Tribune News Service

Jalandhar, July 10

The recent warning issued by the Punjab State Council for Agricultural Education to students seeking admission in BSc (Agriculture) in 107 institutes of the state has turned into a major war between the council and the managements of private engineering colleges affected by the notice during the ongoing admission season.

The Unaided Colleges Association of Punjab, including Punjab Unaided Colleges Association (PUCA) and Punjab Unaided Technical Institutions Association (PUTIA), has sought Chief Minister Capt Amarinder Singh’s intervention in this. The fiasco is being seen as an aftermath of an old war between council’s member secretary Kahan Singh Pannu and the college associations that had got him removed as Technical Education Secretary and officiating Vice-Chancellor of IKGPTU in June 2017.
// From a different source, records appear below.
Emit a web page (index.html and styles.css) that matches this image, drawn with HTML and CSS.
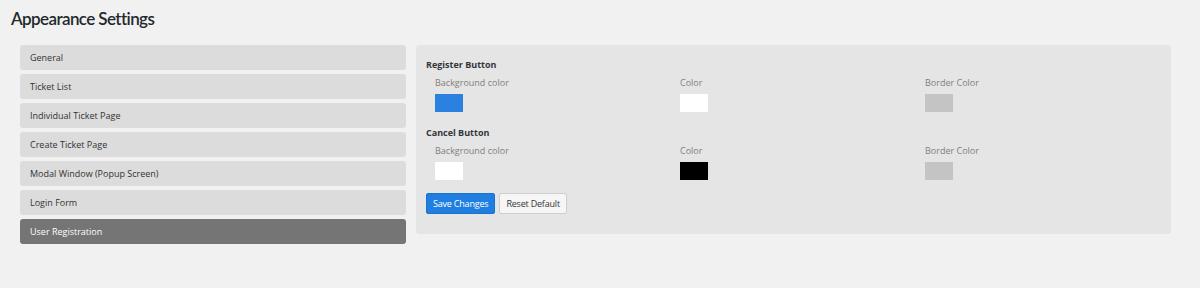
FILE: index.html
```html
<!DOCTYPE html>
<html>
<head>
<meta charset="utf-8">
<link rel="stylesheet" href="styles.css">
</head>
<body>
<div class="wrap">
  <h1 class="title">Appearance Settings</h1>
  <div class="layout">
    <ul class="menu">
      <li class="menu-item">General</li>
      <li class="menu-item">Ticket List</li>
      <li class="menu-item">Individual Ticket Page</li>
      <li class="menu-item">Create Ticket Page</li>
      <li class="menu-item">Modal Window (Popup Screen)</li>
      <li class="menu-item">Login Form</li>
      <li class="menu-item active">User Registration</li>
    </ul>
    <div class="panel">
      <div class="section">
        <div class="heading">Register Button</div>
        <div class="fields">
          <div class="field"><div class="label">Background color</div><div class="swatch blue"></div></div>
          <div class="field"><div class="label">Color</div><div class="swatch white"></div></div>
          <div class="field"><div class="label">Border Color</div><div class="swatch gray"></div></div>
        </div>
      </div>
      <div class="section">
        <div class="heading">Cancel Button</div>
        <div class="fields">
          <div class="field"><div class="label">Background color</div><div class="swatch white"></div></div>
          <div class="field"><div class="label">Color</div><div class="swatch black"></div></div>
          <div class="field"><div class="label">Border Color</div><div class="swatch gray"></div></div>
        </div>
      </div>
      <div class="actions">
        <button class="btn primary">Save Changes</button>
        <button class="btn secondary">Reset Default</button>
      </div>
    </div>
  </div>
</div>
</body>
</html>
```
FILE: styles.css
```css
* { box-sizing: border-box; }
html, body { margin: 0; padding: 0; }
body {
  background: #f1f1f1;
  font-family: "Open Sans", "Noto Sans", sans-serif;
  color: #32373c;
  width: 1200px;
  height: 288px;
  overflow: hidden;
}
.wrap { padding: 7px 30px 0 11px; }
.title {
  margin: 0;
  font-family: Lato, "Open Sans", sans-serif;
  font-weight: 600;
  font-size: 17px;
  letter-spacing: -0.6px;
  line-height: 24px;
  color: #23282d;
}
.layout {
  display: flex;
  gap: 10px;
  margin-top: 14px;
  padding-left: 9px;
}
.menu {
  list-style: none;
  margin: 0;
  padding: 0;
  width: 386px;
  flex: none;
  display: flex;
  flex-direction: column;
  gap: 4px;
}
.menu-item {
  height: 25px;
  background: #dcdcdc;
  border-radius: 3px;
  padding: 1px 0 0 10px;
  font-size: 9px;
  line-height: 24px;
  color: #333;
}
.menu-item.active {
  background: #757575;
  color: #fff;
}
.panel {
  flex: 1;
  background: #e5e5e5;
  border-radius: 3px;
  padding: 14px 10px 19px 10px;
  height: 189px;
}
.heading {
  font-size: 9px;
  font-weight: 700;
  line-height: 12px;
  color: #32373c;
}
.fields {
  display: grid;
  grid-template-columns: 245px 245px 245px;
  padding-top: 6px;
}
.field { padding-left: 9px; }
.label {
  font-size: 9px;
  line-height: 12px;
  color: #808080;
}
.swatch {
  width: 28px;
  height: 18px;
  margin-top: 5px;
  border: 1px solid #dcdcdc;
}
.swatch.blue { background: #2a81e0; border-color: #2a81e0; }
.swatch.white { background: #fff; border-color: #fff; }
.swatch.gray { background: #c4c4c4; border-color: #c4c4c4; }
.swatch.black { background: #000; border-color: #000; }
.section + .section { margin-top: 15px; }
.actions {
  display: flex;
  gap: 4px;
  margin-top: 13px;
}
.btn {
  height: 21px;
  padding: 0 6px;
  font-family: "Open Sans", sans-serif;
  font-size: 9px;
  letter-spacing: -0.2px;
  border-radius: 2px;
  cursor: pointer;
}
.btn.primary {
  background: #1f7ee0;
  border: 1px solid #1a72cc;
  color: #fff;
}
.btn.secondary {
  background: #f6f6f6;
  border: 1px solid #cfcfcf;
  color: #333;
}
```
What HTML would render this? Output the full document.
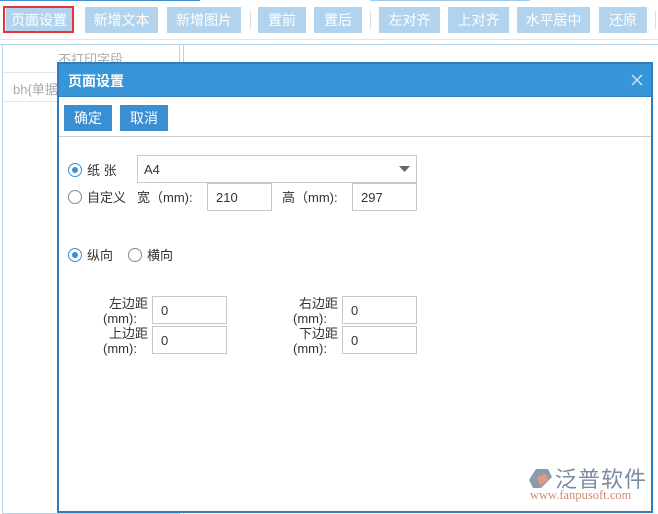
<!DOCTYPE html>
<html><head><meta charset="utf-8"><style>
*{margin:0;padding:0;box-sizing:border-box}
body{width:658px;height:513px;position:relative;overflow:hidden;background:#fff;font-family:"Liberation Sans","Noto Sans CJK SC",sans-serif;font-size:13px;color:#333}
.a{position:absolute}
.tb{position:absolute;top:7px;height:26px;background:#b1d3ed;color:#fff;font-size:14px;line-height:26px;text-align:center}
.sep{position:absolute;top:11px;width:1px;height:18px;background:#ddd}
.inp{position:absolute;border:1px solid #c8c8c8;background:#fff;height:28px;line-height:28px;padding-left:8px;font-size:13px;color:#333}
.rad{position:absolute;width:14px;height:14px;border:1px solid #888;border-radius:50%;background:#fff}
.rad.on{border-color:#3a8fd6}
.rad.on:after{content:"";position:absolute;left:3px;top:3px;width:6px;height:6px;border-radius:50%;background:#3a8fd6}
.lb{position:absolute;font-size:13px;color:#333;white-space:nowrap}
.btn{position:absolute;top:105px;height:26px;width:48px;background:#3a8fd2;color:#fff;font-size:14px;line-height:26px;text-align:center}
</style></head><body>
<div class="a" style="left:0;top:0;width:200px;height:1px;background:#3a8fd6"></div>
<div class="a" style="left:370px;top:0;width:160px;height:1px;background:#9ccbef"></div>
<div class="tb" style="left:6px;width:66px;">页面设置</div>
<div class="a" style="left:3px;top:6px;width:71px;height:27px;border:2px solid #e8333a"></div>
<div class="tb" style="left:85px;width:73px">新增文本</div>
<div class="tb" style="left:167px;width:74px">新增图片</div>
<div class="sep" style="left:250px"></div>
<div class="tb" style="left:258px;width:48px">置前</div>
<div class="tb" style="left:314px;width:48px">置后</div>
<div class="sep" style="left:370px"></div>
<div class="tb" style="left:379px;width:61px">左对齐</div>
<div class="tb" style="left:448px;width:61px">上对齐</div>
<div class="tb" style="left:517px;width:73px">水平居中</div>
<div class="tb" style="left:599px;width:48px">还原</div>
<div class="sep" style="left:655px"></div>
<div class="a" style="left:0;top:39px;width:658px;height:1px;background:#e3e3e3"></div>
<div class="a" style="left:0;top:44px;width:658px;height:1px;background:#b7d3e8"></div>
<div class="a" style="left:2px;top:44px;width:178px;height:470px;border:1px solid #b7d3e8;border-top:none"></div>
<div class="a" style="left:183px;top:44px;width:475px;height:470px;border-left:1px solid #b7d3e8"></div>
<div class="lb" style="left:58px;top:49px;color:#aaa">不打印字段</div>
<div class="a" style="left:3px;top:72px;width:176px;height:1px;background:#e5e5e5"></div>
<div class="lb" style="left:13px;top:79px;color:#aaa">bh{单据</div>
<div class="a" style="left:3px;top:101px;width:176px;height:1px;background:#e5e5e5"></div>
<div class="a" style="left:57px;top:62px;width:596px;height:451px;border:2px solid #2e7fc0;background:#fff"></div>
<div class="a" style="left:59px;top:64px;width:592px;height:33px;background:#3795d8;border-bottom:1px solid #2e7fc0"></div>
<div class="lb" style="left:68px;top:71px;color:#fff;font-weight:bold;font-size:14px">页面设置</div>
<svg class="a" style="left:631px;top:74px" width="12" height="12"><path d="M1 1L11 11M11 1L1 11" stroke="#cfe3f5" stroke-width="1.5"/></svg>
<div class="btn" style="left:64px">确定</div>
<div class="btn" style="left:120px">取消</div>
<div class="a" style="left:59px;top:136px;width:592px;height:1px;background:#ccc"></div>
<div class="rad on" style="left:68px;top:163px"></div>
<div class="lb" style="left:87px;top:160px">纸 张</div>
<div class="inp" style="left:137px;top:155px;width:280px;height:28px;padding-left:6px">A4</div>
<svg class="a" style="left:399px;top:166px" width="12" height="7"><path d="M0 0H11L5.5 6Z" fill="#666"/></svg>
<div class="rad" style="left:68px;top:190px"></div>
<div class="lb" style="left:87px;top:187px">自定义</div>
<div class="lb" style="left:137px;top:187px">宽（mm):</div>
<div class="inp" style="left:207px;top:183px;width:65px">210</div>
<div class="lb" style="left:282px;top:187px">高（mm):</div>
<div class="inp" style="left:352px;top:183px;width:65px">297</div>
<div class="rad on" style="left:68px;top:248px"></div>
<div class="lb" style="left:87px;top:245px">纵向</div>
<div class="rad" style="left:128px;top:248px"></div>
<div class="lb" style="left:147px;top:245px">横向</div>
<div class="lb" style="left:108px;top:296px;line-height:15px;text-align:right;width:40px">左边距</div>
<div class="lb" style="left:103px;top:311px;line-height:15px">(mm):</div>
<div class="inp" style="left:152px;top:296px;width:75px">0</div>
<div class="lb" style="left:108px;top:326px;line-height:15px;width:40px;text-align:right">上边距</div>
<div class="lb" style="left:103px;top:341px;line-height:15px">(mm):</div>
<div class="inp" style="left:152px;top:326px;width:75px">0</div>
<div class="lb" style="left:298px;top:296px;line-height:15px;width:40px;text-align:right">右边距</div>
<div class="lb" style="left:293px;top:311px;line-height:15px">(mm):</div>
<div class="inp" style="left:342px;top:296px;width:75px">0</div>
<div class="lb" style="left:298px;top:326px;line-height:15px;width:40px;text-align:right">下边距</div>
<div class="lb" style="left:293px;top:341px;line-height:15px">(mm):</div>
<div class="inp" style="left:342px;top:326px;width:75px">0</div>
<svg class="a" style="left:528px;top:468px" width="26" height="22"><path d="M8 1H20L24 9L13 20H5L1 12Z" fill="#8a9bb0"/><path d="M9 9L18 6L20 12L12 18Z" fill="#e59a7a"/></svg>
<div class="lb" style="left:555px;top:462px;font-size:22px;color:#7b8ba3;letter-spacing:1px">泛普软件</div>
<div class="lb" style="left:530px;top:488px;font-size:12.5px;color:#d08c72;font-family:'Liberation Serif',serif">www.fanpusoft.com</div>
</body></html>
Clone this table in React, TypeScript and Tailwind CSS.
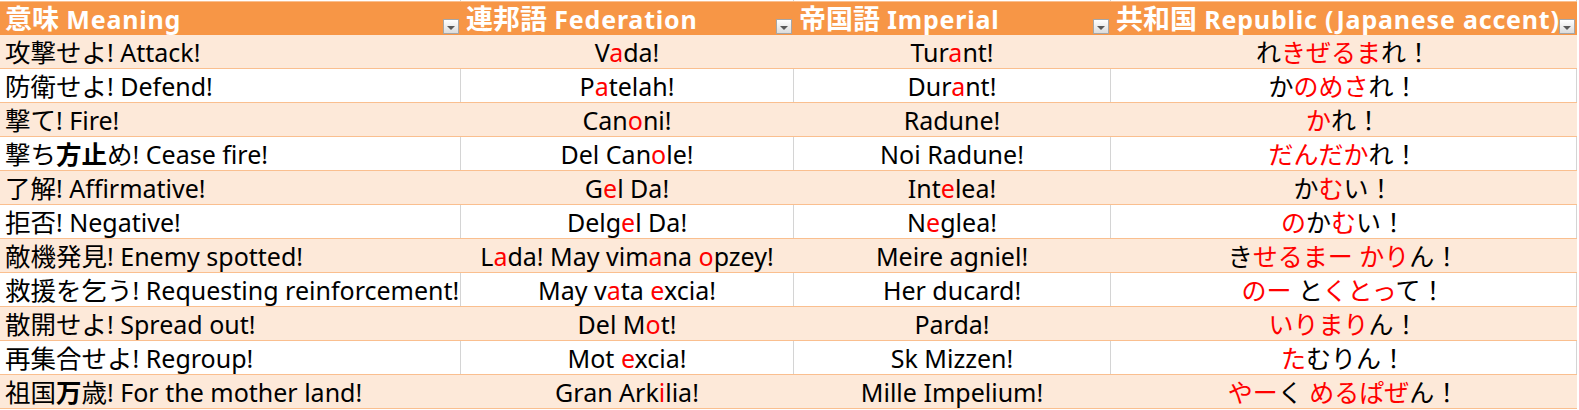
import React from "react";

const rows: string[][] = [
  ["攻撃せよ! Attack!", "V{a}da!", "Tur{a}nt!", "れ{きぜるま}れ！"],
  ["防衛せよ! Defend!", "P{a}telah!", "Dur{a}nt!", "か{のめさ}れ！"],
  ["撃て! Fire!", "Can{o}ni!", "Radune!", "{か}れ！"],
  ["撃ち<方止>め! Cease fire!", "Del Can{o}le!", "Noi Radune!", "{だんだか}れ！"],
  ["了解! Affirmative!", "G{e}l Da!", "Int{e}lea!", "か{む}い！"],
  ["拒否! Negative!", "Delg{e}l Da!", "N{e}glea!", "{の}か{む}い！"],
  ["敵機発見! Enemy spotted!", "L{a}da! May vim{a}na {o}pzey!", "Meire agniel!", "き{せるまー かり}ん！"],
  ["救援を乞う! Requesting reinforcement!", "May v{a}ta {e}xcia!", "Her ducard!", "{のー} と{くとっ}て！"],
  ["散開せよ! Spread out!", "Del M{o}t!", "Parda!", "{いりまり}ん！"],
  ["再集合せよ! Regroup!", "Mot {e}xcia!", "Sk Mizzen!", "{た}むりん！"],
  ["祖国<万>歳! For the mother land!", "Gran Ark{i}lia!", "Mille Impelium!", "{やー}く {めるぱぜ}ん！"],
];

const CJK = /[\u3000-\u30ff\u4e00-\u9fff\uff00-\uffef]/;

function splitScript(s: string): { t: string; cjk: boolean }[] {
  const out: { t: string; cjk: boolean }[] = [];
  for (const ch of s) {
    const c = CJK.test(ch);
    const last = out[out.length - 1];
    if (last && last.cjk === c) last.t += ch;
    else out.push({ t: ch, cjk: c });
  }
  return out;
}

function Rich({ text, cjkClass = "", latinClass = "" }: { text: string; cjkClass?: string; latinClass?: string }) {
  const segs: { t: string; mode: "n" | "r" | "b" }[] = [];
  let buf = "";
  let mode: "n" | "r" | "b" = "n";
  const flush = () => {
    if (buf) segs.push({ t: buf, mode });
    buf = "";
  };
  for (const ch of text) {
    if (ch === "{") { flush(); mode = "r"; }
    else if (ch === "<") { flush(); mode = "b"; }
    else if (ch === "}" || ch === ">") { flush(); mode = "n"; }
    else buf += ch;
  }
  flush();
  const parts: React.ReactNode[] = [];
  let key = 0;
  segs.forEach((s) => {
    const modeCls = s.mode === "r" ? "text-[#ff0000]" : s.mode === "b" ? "font-bold" : "";
    splitScript(s.t).forEach((run) => {
      parts.push(
        <span key={key++} className={`${modeCls} ${run.cjk ? cjkClass : latinClass}`}>
          {run.t}
        </span>
      );
    });
  });
  return <>{parts}</>;
}

function Drop() {
  return (
    <div className="shrink-0 w-[16px] h-[15px] mb-[1px] border border-[#a6a6a6] bg-gradient-to-b from-[#ffffff] to-[#dcdcdc] flex items-end justify-center pb-[3px]">
      <div className="w-0 h-0 border-l-[4px] border-r-[4px] border-t-[4px] border-l-transparent border-r-transparent border-t-[#595959]" />
    </div>
  );
}

const widths = ["w-[461px]", "w-[333px]", "w-[317px]", "w-[466px]"];
const headers = ["意味 Meaning", "連邦語 Federation", "帝国語 Imperial", "共和国 Republic (Japanese accent)"];

export default function App() {
  return (
    <div
      className="w-[1579px] h-[410px] bg-white overflow-hidden text-black"
      style={{ fontFamily: '"Noto Sans", "Noto Sans CJK JP", sans-serif' }}
    >
      {/* top sliver of previous row */}
      <div className="flex h-[1px]">
        {widths.map((w, i) => (
          <div key={i} className={`${w} border-r border-[#d4d4d4]`} />
        ))}
      </div>
      <div className="w-[1577px] h-[1px] bg-[#fabf8f]" />
      {/* header */}
      <div className="flex h-[33px] w-[1577px] bg-[#f79646]">
        {headers.map((h, i) => (
          <div key={i} className={`${widths[i]} flex items-end pr-[1px] pl-[5px] border-r border-[#f79646]`}>
            <span className="flex-1 min-w-0 whitespace-nowrap overflow-visible text-white font-bold text-[25px] leading-[32px]">
              <Rich text={h} cjkClass="text-[27px]" latinClass="tracking-[0.8px]" />
            </span>
            <Drop />
          </div>
        ))}
      </div>
      {rows.map((r, ri) => {
        const odd = ri % 2 === 0;
        return (
          <div
            key={ri}
            className={`flex h-[34px] w-[1577px] border-b border-[#fabf8f] ${odd ? "bg-[#fde9d9]" : "bg-white"}`}
          >
            {r.map((c, ci) => (
              <div
                key={ci}
                className={`${widths[ci]} flex items-center ${ci === 0 ? "justify-start pl-[5px]" : "justify-center"} border-r ${odd ? "border-[#fde9d9]" : "border-[#d4d4d4]"} whitespace-nowrap text-[25px] leading-[33px] pt-[2px]`}
              >
                <span>
                  <Rich text={c} cjkClass={ci === 0 ? "text-[25.5px]" : ""} />
                </span>
              </div>
            ))}
          </div>
        );
      })}
    </div>
  );
}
An IAS officer, Pannu had then got started auditing of the colleges and given them 90 days time to overcome the shortcomings to save themselves from being de-affiliated. An agriculture graduate from PAU, Ludhiana, Pannu denies any vendetta on his part as he says that the council came up before he joined the department. Most of the 107 institutes named in the public notice issued four days ago are affiliated colleges of IKGPTU. They have been asked to submit a status report and fulfil norms or face refusal for affiliation with the council that is mandatory as per the Punjab State Council for Agricultural Education Act, 2018

As president, PUCA, Dr Anshu Kataria, and vice-president, PUTIA, Manjeet Singh issued a press release. Pannu too issued his statement. Pannu wrote, “The Indian Council of Agriculture Research (ICAR) recommends optimum staff and infrastructural requirements for institutions imparting agricultural education. The colleges and universities need to have a faculty of 32 professors and assistant professors and a similar number of field and laboratory staff for 11 departments/ streams falling under the course. They need to have green house/ polyhouse/ nursery facility spread in half an acre and a farm area, including stores to the stretch of 20 hectares, is required. They are to adhere to the course curriculum as recommended by the Fifth Deans’ Committee and approved by Punjab Agricultural University (PAU)”.

On the other hand, the college associations said, “Questioning the veracity of degrees of 107 already running institutions has created the confusion in the minds of over 15,000 existing students and over 3,000-4,000 students who have recently taken admissions in these colleges.”

Kataria asked, “When one affiliating university, IKGPTU, Jalandhar, MRSPTU, Bathinda or Punjabi University, Patiala, has given the approval to run B.Sc Agriculture course in 5-acres, how a new body can increase the land requirement from 5 acres to 50 acres?”